▶ [Given information]:
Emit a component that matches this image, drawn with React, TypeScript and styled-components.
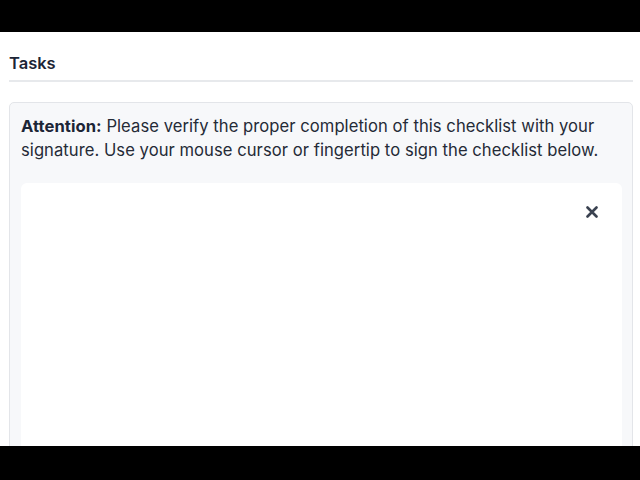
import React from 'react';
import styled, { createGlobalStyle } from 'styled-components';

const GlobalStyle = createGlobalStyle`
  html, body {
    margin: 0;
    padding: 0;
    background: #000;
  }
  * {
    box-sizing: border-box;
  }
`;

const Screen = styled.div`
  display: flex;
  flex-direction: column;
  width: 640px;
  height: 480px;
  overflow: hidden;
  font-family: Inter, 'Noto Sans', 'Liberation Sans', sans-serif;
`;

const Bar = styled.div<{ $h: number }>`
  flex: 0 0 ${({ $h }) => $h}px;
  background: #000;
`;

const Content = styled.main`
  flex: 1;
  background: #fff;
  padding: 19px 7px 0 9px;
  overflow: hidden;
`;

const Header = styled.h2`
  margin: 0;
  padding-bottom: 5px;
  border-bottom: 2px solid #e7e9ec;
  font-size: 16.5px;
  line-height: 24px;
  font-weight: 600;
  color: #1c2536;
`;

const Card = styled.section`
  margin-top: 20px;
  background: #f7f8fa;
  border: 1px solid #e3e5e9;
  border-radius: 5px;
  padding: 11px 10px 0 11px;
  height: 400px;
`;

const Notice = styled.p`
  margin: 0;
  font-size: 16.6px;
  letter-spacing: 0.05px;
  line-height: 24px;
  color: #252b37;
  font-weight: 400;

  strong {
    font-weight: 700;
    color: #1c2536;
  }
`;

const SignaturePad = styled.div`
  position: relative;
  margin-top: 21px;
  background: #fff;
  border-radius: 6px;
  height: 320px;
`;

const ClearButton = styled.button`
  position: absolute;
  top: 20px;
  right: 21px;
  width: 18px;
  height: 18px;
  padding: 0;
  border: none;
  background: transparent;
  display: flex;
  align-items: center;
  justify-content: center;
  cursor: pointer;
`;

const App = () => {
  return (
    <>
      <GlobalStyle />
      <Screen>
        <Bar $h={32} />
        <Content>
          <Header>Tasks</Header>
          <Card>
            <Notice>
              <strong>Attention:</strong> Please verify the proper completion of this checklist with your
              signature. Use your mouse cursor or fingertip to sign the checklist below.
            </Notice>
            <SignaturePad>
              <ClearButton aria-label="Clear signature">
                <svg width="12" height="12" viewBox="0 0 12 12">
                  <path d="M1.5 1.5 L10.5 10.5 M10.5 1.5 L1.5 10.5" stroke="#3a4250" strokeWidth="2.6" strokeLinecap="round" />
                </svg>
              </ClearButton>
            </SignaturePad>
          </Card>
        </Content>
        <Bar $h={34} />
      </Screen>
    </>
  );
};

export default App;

▶ [Work to be completed]: Select the lines that carry the string "this" and copy them.

▶ [Final result]:
Emit a component that matches this image, drawn with React, TypeScript and styled-components.
              <strong>Attention:</strong> Please verify the proper completion of this checklist with your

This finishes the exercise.